(begin)

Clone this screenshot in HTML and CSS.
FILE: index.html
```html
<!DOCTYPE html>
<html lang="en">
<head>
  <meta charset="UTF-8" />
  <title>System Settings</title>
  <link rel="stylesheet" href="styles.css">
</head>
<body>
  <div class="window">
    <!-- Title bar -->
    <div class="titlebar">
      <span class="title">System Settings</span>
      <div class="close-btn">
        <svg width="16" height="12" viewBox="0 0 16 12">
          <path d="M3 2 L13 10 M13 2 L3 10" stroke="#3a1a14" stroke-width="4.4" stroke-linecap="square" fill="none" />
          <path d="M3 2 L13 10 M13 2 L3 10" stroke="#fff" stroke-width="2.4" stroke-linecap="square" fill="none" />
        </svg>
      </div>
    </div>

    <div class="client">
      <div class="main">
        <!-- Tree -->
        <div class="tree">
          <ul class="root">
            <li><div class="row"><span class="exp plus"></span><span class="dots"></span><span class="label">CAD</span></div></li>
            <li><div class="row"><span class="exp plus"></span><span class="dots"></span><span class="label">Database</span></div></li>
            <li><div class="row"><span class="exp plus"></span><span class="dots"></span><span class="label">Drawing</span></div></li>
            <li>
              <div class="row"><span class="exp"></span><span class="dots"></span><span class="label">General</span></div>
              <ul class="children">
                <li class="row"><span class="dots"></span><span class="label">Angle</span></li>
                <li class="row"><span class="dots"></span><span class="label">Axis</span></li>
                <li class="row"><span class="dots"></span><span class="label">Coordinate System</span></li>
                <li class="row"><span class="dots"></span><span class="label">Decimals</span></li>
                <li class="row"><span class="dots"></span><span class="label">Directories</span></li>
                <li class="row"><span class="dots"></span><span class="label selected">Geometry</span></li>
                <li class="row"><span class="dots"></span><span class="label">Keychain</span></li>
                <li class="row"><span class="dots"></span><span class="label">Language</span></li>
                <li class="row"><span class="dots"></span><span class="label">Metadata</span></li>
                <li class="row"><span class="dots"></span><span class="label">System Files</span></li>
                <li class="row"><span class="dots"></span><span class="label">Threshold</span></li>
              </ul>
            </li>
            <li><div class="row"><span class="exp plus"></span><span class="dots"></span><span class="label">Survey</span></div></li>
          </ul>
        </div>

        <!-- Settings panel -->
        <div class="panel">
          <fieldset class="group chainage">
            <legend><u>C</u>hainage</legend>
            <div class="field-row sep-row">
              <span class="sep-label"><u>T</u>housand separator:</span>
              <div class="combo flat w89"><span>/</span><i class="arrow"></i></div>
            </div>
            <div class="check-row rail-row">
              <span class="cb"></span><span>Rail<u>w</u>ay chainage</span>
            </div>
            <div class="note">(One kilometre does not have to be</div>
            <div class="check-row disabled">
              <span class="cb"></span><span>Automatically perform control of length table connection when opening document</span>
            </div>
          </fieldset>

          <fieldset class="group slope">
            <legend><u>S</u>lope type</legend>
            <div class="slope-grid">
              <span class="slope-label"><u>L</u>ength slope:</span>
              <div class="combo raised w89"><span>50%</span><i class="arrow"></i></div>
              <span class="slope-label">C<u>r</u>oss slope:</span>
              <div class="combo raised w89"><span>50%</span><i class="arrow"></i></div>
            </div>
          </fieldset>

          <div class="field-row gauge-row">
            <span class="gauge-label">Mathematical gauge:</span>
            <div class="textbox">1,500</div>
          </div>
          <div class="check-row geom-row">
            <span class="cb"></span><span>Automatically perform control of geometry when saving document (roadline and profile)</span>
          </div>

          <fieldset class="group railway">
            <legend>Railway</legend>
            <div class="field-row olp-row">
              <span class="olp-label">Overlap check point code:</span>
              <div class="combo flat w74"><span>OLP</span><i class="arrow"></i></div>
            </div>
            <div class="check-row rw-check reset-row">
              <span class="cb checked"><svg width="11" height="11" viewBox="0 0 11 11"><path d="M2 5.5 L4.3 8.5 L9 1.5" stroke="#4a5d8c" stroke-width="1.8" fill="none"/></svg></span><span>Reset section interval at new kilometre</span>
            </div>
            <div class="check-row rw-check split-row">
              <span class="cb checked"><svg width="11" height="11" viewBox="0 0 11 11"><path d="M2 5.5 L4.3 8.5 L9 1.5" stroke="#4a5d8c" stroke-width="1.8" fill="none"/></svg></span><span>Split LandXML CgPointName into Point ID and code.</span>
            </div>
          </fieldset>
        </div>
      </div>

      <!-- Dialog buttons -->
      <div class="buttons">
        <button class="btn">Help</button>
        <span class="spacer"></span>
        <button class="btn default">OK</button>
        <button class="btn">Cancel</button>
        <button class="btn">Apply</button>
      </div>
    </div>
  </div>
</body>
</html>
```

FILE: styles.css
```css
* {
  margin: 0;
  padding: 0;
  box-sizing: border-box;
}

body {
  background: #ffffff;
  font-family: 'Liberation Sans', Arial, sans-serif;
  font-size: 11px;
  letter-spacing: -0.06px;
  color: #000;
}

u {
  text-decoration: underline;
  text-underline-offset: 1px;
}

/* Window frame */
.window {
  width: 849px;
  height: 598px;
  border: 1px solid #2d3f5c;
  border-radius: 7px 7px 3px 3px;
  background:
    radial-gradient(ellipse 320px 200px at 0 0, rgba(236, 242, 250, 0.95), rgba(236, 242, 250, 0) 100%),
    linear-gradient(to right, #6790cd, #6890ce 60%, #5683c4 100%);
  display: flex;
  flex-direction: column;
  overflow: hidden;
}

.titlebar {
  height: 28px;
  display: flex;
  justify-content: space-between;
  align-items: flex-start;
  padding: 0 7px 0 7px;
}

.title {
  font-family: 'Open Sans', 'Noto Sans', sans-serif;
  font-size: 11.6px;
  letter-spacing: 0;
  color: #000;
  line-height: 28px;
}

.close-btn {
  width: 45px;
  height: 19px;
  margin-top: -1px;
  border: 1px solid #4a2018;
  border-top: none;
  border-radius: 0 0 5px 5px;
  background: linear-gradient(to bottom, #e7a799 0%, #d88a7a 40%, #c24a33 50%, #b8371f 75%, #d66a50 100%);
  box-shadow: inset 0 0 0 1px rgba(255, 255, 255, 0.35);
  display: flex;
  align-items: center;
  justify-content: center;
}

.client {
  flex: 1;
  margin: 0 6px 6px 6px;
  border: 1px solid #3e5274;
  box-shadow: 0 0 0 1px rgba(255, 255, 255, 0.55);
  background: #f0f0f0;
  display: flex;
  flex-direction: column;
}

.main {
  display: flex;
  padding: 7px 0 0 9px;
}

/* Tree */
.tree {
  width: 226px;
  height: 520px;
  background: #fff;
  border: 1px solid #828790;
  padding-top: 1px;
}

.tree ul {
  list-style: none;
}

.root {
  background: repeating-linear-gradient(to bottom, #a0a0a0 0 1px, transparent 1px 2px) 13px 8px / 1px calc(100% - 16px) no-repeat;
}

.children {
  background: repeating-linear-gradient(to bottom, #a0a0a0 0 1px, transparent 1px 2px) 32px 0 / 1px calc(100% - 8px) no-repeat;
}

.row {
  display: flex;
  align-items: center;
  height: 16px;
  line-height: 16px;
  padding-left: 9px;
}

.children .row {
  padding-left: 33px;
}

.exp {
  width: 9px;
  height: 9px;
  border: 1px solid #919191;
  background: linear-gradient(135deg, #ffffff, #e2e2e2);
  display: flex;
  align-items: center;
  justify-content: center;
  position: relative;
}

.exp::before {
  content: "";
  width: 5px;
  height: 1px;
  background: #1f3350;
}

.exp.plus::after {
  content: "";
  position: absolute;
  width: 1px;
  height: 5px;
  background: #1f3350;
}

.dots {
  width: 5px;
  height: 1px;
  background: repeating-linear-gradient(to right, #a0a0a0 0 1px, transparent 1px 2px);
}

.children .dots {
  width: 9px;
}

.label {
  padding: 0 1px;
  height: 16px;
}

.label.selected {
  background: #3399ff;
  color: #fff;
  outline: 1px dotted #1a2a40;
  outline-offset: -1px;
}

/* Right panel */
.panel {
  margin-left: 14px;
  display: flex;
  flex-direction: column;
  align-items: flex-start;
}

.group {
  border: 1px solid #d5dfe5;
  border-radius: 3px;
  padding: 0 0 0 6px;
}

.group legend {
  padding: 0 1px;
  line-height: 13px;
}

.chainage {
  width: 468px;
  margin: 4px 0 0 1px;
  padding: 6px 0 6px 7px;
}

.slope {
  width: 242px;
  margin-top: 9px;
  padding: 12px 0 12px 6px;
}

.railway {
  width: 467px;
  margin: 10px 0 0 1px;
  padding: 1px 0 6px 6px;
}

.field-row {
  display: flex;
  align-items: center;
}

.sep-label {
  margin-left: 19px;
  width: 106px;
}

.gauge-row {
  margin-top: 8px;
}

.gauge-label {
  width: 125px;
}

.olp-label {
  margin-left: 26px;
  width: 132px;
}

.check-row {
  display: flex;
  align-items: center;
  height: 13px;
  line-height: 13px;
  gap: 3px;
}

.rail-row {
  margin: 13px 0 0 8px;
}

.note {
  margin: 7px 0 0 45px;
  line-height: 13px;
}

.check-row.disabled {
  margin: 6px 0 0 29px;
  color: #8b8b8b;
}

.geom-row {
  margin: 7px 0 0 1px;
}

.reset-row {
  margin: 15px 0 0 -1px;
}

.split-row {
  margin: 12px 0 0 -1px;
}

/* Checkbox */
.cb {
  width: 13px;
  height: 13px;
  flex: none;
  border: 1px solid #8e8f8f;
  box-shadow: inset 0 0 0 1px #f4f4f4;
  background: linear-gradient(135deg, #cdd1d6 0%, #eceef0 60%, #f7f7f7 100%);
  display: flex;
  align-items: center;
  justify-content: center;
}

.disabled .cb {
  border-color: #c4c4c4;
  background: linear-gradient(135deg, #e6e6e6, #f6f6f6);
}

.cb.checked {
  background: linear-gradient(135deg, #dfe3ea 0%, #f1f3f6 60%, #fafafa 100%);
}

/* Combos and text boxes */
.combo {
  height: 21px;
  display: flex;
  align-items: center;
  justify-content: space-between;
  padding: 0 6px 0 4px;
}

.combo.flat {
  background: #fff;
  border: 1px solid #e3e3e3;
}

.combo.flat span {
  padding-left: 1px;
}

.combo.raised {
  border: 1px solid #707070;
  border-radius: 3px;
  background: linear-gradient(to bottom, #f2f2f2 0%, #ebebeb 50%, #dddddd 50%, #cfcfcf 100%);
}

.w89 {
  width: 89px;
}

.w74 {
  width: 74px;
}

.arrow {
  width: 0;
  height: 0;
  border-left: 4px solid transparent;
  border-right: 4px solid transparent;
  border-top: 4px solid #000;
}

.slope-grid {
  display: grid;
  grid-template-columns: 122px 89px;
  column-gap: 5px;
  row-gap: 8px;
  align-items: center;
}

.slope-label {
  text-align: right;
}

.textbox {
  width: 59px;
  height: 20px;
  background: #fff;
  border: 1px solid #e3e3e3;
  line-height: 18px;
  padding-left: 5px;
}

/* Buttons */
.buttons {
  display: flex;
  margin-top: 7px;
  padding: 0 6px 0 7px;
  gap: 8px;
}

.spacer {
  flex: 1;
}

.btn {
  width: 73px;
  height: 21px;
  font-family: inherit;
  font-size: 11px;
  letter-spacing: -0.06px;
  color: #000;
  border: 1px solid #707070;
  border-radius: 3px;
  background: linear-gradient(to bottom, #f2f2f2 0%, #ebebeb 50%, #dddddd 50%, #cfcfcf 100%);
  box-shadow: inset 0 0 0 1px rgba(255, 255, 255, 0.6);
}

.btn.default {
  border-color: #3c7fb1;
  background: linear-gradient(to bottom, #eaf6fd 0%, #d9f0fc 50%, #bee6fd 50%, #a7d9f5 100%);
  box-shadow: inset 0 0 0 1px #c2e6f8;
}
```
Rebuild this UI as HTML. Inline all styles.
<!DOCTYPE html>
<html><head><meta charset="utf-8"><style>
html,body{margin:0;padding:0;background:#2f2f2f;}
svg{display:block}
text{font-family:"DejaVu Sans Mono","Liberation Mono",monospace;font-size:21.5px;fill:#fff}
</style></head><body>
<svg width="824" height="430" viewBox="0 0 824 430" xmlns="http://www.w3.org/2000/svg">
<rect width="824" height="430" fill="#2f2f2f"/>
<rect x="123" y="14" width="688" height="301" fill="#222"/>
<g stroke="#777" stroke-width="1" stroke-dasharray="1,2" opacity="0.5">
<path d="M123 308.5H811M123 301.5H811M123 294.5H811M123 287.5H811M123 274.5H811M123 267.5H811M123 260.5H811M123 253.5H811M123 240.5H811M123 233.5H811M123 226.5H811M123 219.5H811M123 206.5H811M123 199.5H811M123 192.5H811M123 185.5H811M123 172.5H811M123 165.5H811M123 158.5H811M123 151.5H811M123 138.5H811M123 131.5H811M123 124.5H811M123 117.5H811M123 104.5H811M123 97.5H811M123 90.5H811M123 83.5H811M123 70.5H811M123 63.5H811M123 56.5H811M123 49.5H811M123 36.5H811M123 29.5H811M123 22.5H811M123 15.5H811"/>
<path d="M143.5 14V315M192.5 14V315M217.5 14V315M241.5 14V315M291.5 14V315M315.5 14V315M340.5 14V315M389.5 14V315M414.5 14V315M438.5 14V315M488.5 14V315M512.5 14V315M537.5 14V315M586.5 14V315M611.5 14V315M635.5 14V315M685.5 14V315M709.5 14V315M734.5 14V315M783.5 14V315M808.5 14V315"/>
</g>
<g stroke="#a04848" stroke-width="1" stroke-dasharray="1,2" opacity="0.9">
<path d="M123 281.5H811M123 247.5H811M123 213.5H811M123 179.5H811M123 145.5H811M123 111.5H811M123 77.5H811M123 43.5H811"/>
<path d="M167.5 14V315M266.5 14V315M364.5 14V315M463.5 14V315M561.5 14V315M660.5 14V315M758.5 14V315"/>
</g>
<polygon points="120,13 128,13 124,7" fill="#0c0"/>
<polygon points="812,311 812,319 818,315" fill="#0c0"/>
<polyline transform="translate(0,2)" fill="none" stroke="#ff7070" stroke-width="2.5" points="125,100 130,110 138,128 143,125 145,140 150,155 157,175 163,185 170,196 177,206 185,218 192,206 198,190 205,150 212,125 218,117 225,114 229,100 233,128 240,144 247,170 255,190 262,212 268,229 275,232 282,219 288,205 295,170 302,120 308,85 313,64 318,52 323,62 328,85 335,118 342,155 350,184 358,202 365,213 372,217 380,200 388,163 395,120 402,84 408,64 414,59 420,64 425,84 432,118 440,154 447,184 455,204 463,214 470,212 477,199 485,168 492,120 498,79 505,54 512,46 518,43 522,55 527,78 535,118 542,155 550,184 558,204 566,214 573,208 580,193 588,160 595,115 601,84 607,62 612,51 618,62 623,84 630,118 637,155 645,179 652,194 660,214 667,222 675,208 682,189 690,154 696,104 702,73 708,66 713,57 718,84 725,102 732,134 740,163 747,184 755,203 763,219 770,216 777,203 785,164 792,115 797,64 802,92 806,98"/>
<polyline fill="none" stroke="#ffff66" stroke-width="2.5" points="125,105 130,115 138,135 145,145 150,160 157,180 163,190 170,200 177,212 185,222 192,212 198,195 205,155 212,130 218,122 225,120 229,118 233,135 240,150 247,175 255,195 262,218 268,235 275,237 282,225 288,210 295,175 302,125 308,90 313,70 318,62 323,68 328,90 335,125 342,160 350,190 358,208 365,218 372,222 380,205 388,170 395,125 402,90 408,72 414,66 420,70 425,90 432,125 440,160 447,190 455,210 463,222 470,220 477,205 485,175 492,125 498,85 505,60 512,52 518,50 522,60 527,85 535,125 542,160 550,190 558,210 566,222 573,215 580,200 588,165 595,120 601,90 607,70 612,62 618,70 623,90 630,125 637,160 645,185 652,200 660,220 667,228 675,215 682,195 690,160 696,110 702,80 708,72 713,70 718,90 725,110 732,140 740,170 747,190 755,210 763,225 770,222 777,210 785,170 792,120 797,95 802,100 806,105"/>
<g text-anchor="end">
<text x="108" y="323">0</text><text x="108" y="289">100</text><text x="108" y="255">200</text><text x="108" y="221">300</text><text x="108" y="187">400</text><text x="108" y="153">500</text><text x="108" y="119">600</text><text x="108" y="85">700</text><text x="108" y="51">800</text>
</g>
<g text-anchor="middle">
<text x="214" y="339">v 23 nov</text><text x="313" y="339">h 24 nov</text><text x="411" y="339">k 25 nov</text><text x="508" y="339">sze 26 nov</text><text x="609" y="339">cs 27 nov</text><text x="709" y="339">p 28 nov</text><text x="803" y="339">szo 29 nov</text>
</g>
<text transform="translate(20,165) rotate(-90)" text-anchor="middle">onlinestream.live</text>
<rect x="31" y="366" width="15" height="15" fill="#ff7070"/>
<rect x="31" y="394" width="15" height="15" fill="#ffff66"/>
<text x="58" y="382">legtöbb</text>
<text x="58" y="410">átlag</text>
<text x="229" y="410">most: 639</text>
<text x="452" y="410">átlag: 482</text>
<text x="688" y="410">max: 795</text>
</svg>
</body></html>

(end)

Go through the material above and count the lines that contain "this"; answer with the number alone.

**WRITTEN RESPONSE**:
2